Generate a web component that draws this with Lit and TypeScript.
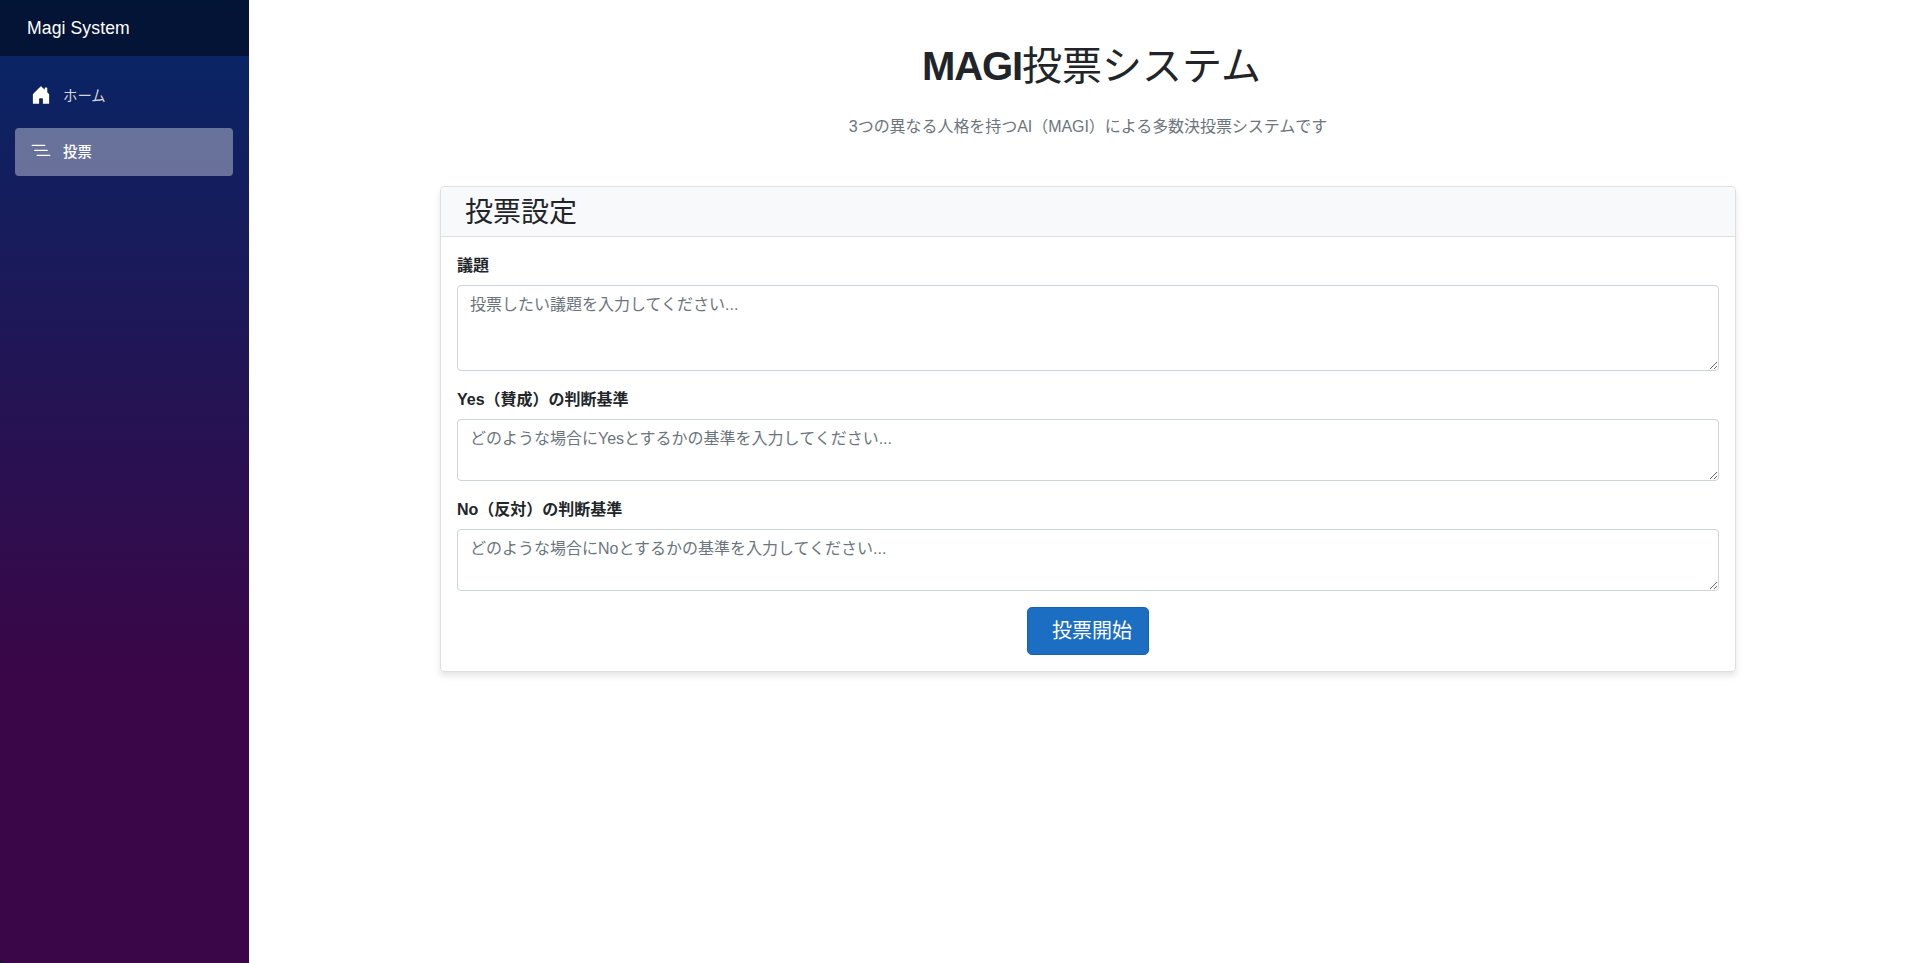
import { LitElement, html, css } from "lit";
import { customElement } from "lit/decorators.js";

@customElement("nav-sidebar")
class NavSidebar extends LitElement {
  static styles = css`
    :host {
      display: block;
      width: 249px;
      flex: none;
      background: #10162a;
    }
    .panel {
      height: 100%;
      background: linear-gradient(180deg, rgb(5, 39, 103) 0%, #3a0647 70%);
      border-bottom-left-radius: 5px;
    }
    .top {
      height: 55.5px;
      box-sizing: border-box;
      padding: 1px 0 0 27px;
      display: flex;
      align-items: center;
      background: rgba(0, 0, 0, 0.46);
      color: #fff;
      font-size: 17.6px;
      letter-spacing: 0.1px;
    }
    nav {
      padding: 16px 16px 0 15px;
      display: grid;
      gap: 8px;
    }
    .link {
      height: 48px;
      border-radius: 4px;
      display: flex;
      align-items: center;
      padding-left: 16px;
      color: #d7d7d7;
      font-size: 14.4px;
      text-decoration: none;
    }
    .link.active {
      background: rgba(255, 255, 255, 0.37);
      color: #fff;
      font-weight: 500;
    }
    svg {
      width: 20px;
      height: 20px;
      margin: 0 12px 2px 0;
      fill: #fff;
    }
  `;
  render() {
    return html`
      <div class="panel">
        <div class="top">Magi System</div>
        <nav>
          <a class="link">
            <svg viewBox="0 0 16 16">
              <path d="M6.5 14.5v-3.505c0-.245.25-.495.5-.495h2c.25 0 .5.25.5.5v3.5a.5.5 0 0 0 .5.5h4a.5.5 0 0 0 .5-.5v-7a.5.5 0 0 0-.146-.354L13 5.793V2.5a.5.5 0 0 0-.5-.5h-1a.5.5 0 0 0-.5.5v1.293L8.354 1.146a.5.5 0 0 0-.708 0l-6 6A.5.5 0 0 0 1.5 7.5v7a.5.5 0 0 0 .5.5h4a.5.5 0 0 0 .5-.5Z"/>
            </svg>
            ホーム
          </a>
          <a class="link active">
            <svg viewBox="0 0 16 16">
              <path fill-rule="evenodd" d="M4.5 11.5A.5.5 0 0 1 5 11h10a.5.5 0 0 1 0 1H5a.5.5 0 0 1-.5-.5zm-2-4A.5.5 0 0 1 3 7h10a.5.5 0 0 1 0 1H3a.5.5 0 0 1-.5-.5zm-2-4A.5.5 0 0 1 1 3h10a.5.5 0 0 1 0 1H1a.5.5 0 0 1-.5-.5z"/>
            </svg>
            投票
          </a>
        </nav>
      </div>
    `;
  }
}

const FIELDS = [
  { label: "議題", rows: 3, hint: "投票したい議題を入力してください..." },
  { label: "Yes（賛成）の判断基準", rows: 2, hint: "どのような場合にYesとするかの基準を入力してください..." },
  { label: "No（反対）の判断基準", rows: 2, hint: "どのような場合にNoとするかの基準を入力してください..." },
];

@customElement("app-root")
class AppRoot extends LitElement {
  static styles = css`
    :host {
      display: flex;
      height: 963px;
      overflow: hidden;
      background: #fff;
      color: #212529;
      font: 16px/24px "Liberation Sans", "Noto Sans CJK JP", sans-serif;
    }
    main {
      flex: 1;
      display: flex;
      flex-direction: column;
      align-items: center;
      padding: 42px 0 0 11px;
    }
    h1 {
      margin: 0 0 24px;
      padding-left: 7px;
      font-size: 40px;
      line-height: 48px;
      font-weight: 400;
    }
    h1 b {
      letter-spacing: -1.1px;
    }
    .lead {
      margin: 0;
      padding-top: 1px;
      color: #6c757d;
      letter-spacing: -0.05px;
    }
    .card {
      box-sizing: border-box;
      width: 1296px;
      margin-top: 46.6px;
      border: 1px solid rgba(0, 0, 0, 0.125);
      border-radius: 4px;
      box-shadow: 0 4px 6px rgba(0, 0, 0, 0.1);
    }
    .head {
      padding: 9px 24px 7px;
      background: #f8f9fa;
      border-bottom: 1px solid #dee2e6;
      border-radius: 3px 3px 0 0;
    }
    h3 {
      margin: 0;
      font-size: 28px;
      line-height: 33.6px;
      font-weight: 400;
    }
    .body {
      padding: 16px;
      display: grid;
      gap: 16px;
    }
    label {
      display: grid;
      gap: 8px;
      font-weight: 700;
    }
    .name {
      padding-top: 1px;
      height: 23px;
    }
    textarea {
      box-sizing: border-box;
      width: 100%;
      margin: 0;
      padding: 7px 12px 5px;
      border: 1px solid #ced4da;
      border-radius: 4px;
      font: inherit;
      font-weight: 400;
      background: #fff;
      resize: vertical;
    }
    textarea::placeholder {
      color: #6c757d;
      opacity: 1;
    }
    button {
      justify-self: center;
      height: 48px;
      padding: 0 16px 0 24px;
      border: 1px solid #1861ac;
      border-radius: 4.8px;
      background: #1b6ec2;
      color: #fff;
      font: inherit;
      font-size: 20px;
    }
  `;
  render() {
    return html`
      <nav-sidebar></nav-sidebar>
      <main>
        <h1><b>MAGI</b>投票システム</h1>
        <p class="lead">3つの異なる人格を持つAI（MAGI）による多数決投票システムです</p>
        <section class="card">
          <div class="head"><h3>投票設定</h3></div>
          <div class="body">
            ${FIELDS.map(
              (f) => html`<label
                ><span class="name">${f.label}</span
                ><textarea rows=${f.rows} placeholder=${f.hint}></textarea
              ></label>`
            )}
            <button>投票開始</button>
          </div>
        </section>
      </main>
    `;
  }
}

——————————

* [WRITTEN TASK] Reproduce the whole listing above word for word, but not its pictures.

* [WRITTEN ANSWER]
Generate a web component that draws this with Lit and TypeScript.
import { LitElement, html, css } from "lit";
import { customElement } from "lit/decorators.js";

@customElement("nav-sidebar")
class NavSidebar extends LitElement {
  static styles = css`
    :host {
      display: block;
      width: 249px;
      flex: none;
      background: #10162a;
    }
    .panel {
      height: 100%;
      background: linear-gradient(180deg, rgb(5, 39, 103) 0%, #3a0647 70%);
      border-bottom-left-radius: 5px;
    }
    .top {
      height: 55.5px;
      box-sizing: border-box;
      padding: 1px 0 0 27px;
      display: flex;
      align-items: center;
      background: rgba(0, 0, 0, 0.46);
      color: #fff;
      font-size: 17.6px;
      letter-spacing: 0.1px;
    }
    nav {
      padding: 16px 16px 0 15px;
      display: grid;
      gap: 8px;
    }
    .link {
      height: 48px;
      border-radius: 4px;
      display: flex;
      align-items: center;
      padding-left: 16px;
      color: #d7d7d7;
      font-size: 14.4px;
      text-decoration: none;
    }
    .link.active {
      background: rgba(255, 255, 255, 0.37);
      color: #fff;
      font-weight: 500;
    }
    svg {
      width: 20px;
      height: 20px;
      margin: 0 12px 2px 0;
      fill: #fff;
    }
  `;
  render() {
    return html`
      <div class="panel">
        <div class="top">Magi System</div>
        <nav>
          <a class="link">
            <svg viewBox="0 0 16 16">
              <path d="M6.5 14.5v-3.505c0-.245.25-.495.5-.495h2c.25 0 .5.25.5.5v3.5a.5.5 0 0 0 .5.5h4a.5.5 0 0 0 .5-.5v-7a.5.5 0 0 0-.146-.354L13 5.793V2.5a.5.5 0 0 0-.5-.5h-1a.5.5 0 0 0-.5.5v1.293L8.354 1.146a.5.5 0 0 0-.708 0l-6 6A.5.5 0 0 0 1.5 7.5v7a.5.5 0 0 0 .5.5h4a.5.5 0 0 0 .5-.5Z"/>
            </svg>
            ホーム
          </a>
          <a class="link active">
            <svg viewBox="0 0 16 16">
              <path fill-rule="evenodd" d="M4.5 11.5A.5.5 0 0 1 5 11h10a.5.5 0 0 1 0 1H5a.5.5 0 0 1-.5-.5zm-2-4A.5.5 0 0 1 3 7h10a.5.5 0 0 1 0 1H3a.5.5 0 0 1-.5-.5zm-2-4A.5.5 0 0 1 1 3h10a.5.5 0 0 1 0 1H1a.5.5 0 0 1-.5-.5z"/>
            </svg>
            投票
          </a>
        </nav>
      </div>
    `;
  }
}

const FIELDS = [
  { label: "議題", rows: 3, hint: "投票したい議題を入力してください..." },
  { label: "Yes（賛成）の判断基準", rows: 2, hint: "どのような場合にYesとするかの基準を入力してください..." },
  { label: "No（反対）の判断基準", rows: 2, hint: "どのような場合にNoとするかの基準を入力してください..." },
];

@customElement("app-root")
class AppRoot extends LitElement {
  static styles = css`
    :host {
      display: flex;
      height: 963px;
      overflow: hidden;
      background: #fff;
      color: #212529;
      font: 16px/24px "Liberation Sans", "Noto Sans CJK JP", sans-serif;
    }
    main {
      flex: 1;
      display: flex;
      flex-direction: column;
      align-items: center;
      padding: 42px 0 0 11px;
    }
    h1 {
      margin: 0 0 24px;
      padding-left: 7px;
      font-size: 40px;
      line-height: 48px;
      font-weight: 400;
    }
    h1 b {
      letter-spacing: -1.1px;
    }
    .lead {
      margin: 0;
      padding-top: 1px;
      color: #6c757d;
      letter-spacing: -0.05px;
    }
    .card {
      box-sizing: border-box;
      width: 1296px;
      margin-top: 46.6px;
      border: 1px solid rgba(0, 0, 0, 0.125);
      border-radius: 4px;
      box-shadow: 0 4px 6px rgba(0, 0, 0, 0.1);
    }
    .head {
      padding: 9px 24px 7px;
      background: #f8f9fa;
      border-bottom: 1px solid #dee2e6;
      border-radius: 3px 3px 0 0;
    }
    h3 {
      margin: 0;
      font-size: 28px;
      line-height: 33.6px;
      font-weight: 400;
    }
    .body {
      padding: 16px;
      display: grid;
      gap: 16px;
    }
    label {
      display: grid;
      gap: 8px;
      font-weight: 700;
    }
    .name {
      padding-top: 1px;
      height: 23px;
    }
    textarea {
      box-sizing: border-box;
      width: 100%;
      margin: 0;
      padding: 7px 12px 5px;
      border: 1px solid #ced4da;
      border-radius: 4px;
      font: inherit;
      font-weight: 400;
      background: #fff;
      resize: vertical;
    }
    textarea::placeholder {
      color: #6c757d;
      opacity: 1;
    }
    button {
      justify-self: center;
      height: 48px;
      padding: 0 16px 0 24px;
      border: 1px solid #1861ac;
      border-radius: 4.8px;
      background: #1b6ec2;
      color: #fff;
      font: inherit;
      font-size: 20px;
    }
  `;
  render() {
    return html`
      <nav-sidebar></nav-sidebar>
      <main>
        <h1><b>MAGI</b>投票システム</h1>
        <p class="lead">3つの異なる人格を持つAI（MAGI）による多数決投票システムです</p>
        <section class="card">
          <div class="head"><h3>投票設定</h3></div>
          <div class="body">
            ${FIELDS.map(
              (f) => html`<label
                ><span class="name">${f.label}</span
                ><textarea rows=${f.rows} placeholder=${f.hint}></textarea
              ></label>`
            )}
            <button>投票開始</button>
          </div>
        </section>
      </main>
    `;
  }
}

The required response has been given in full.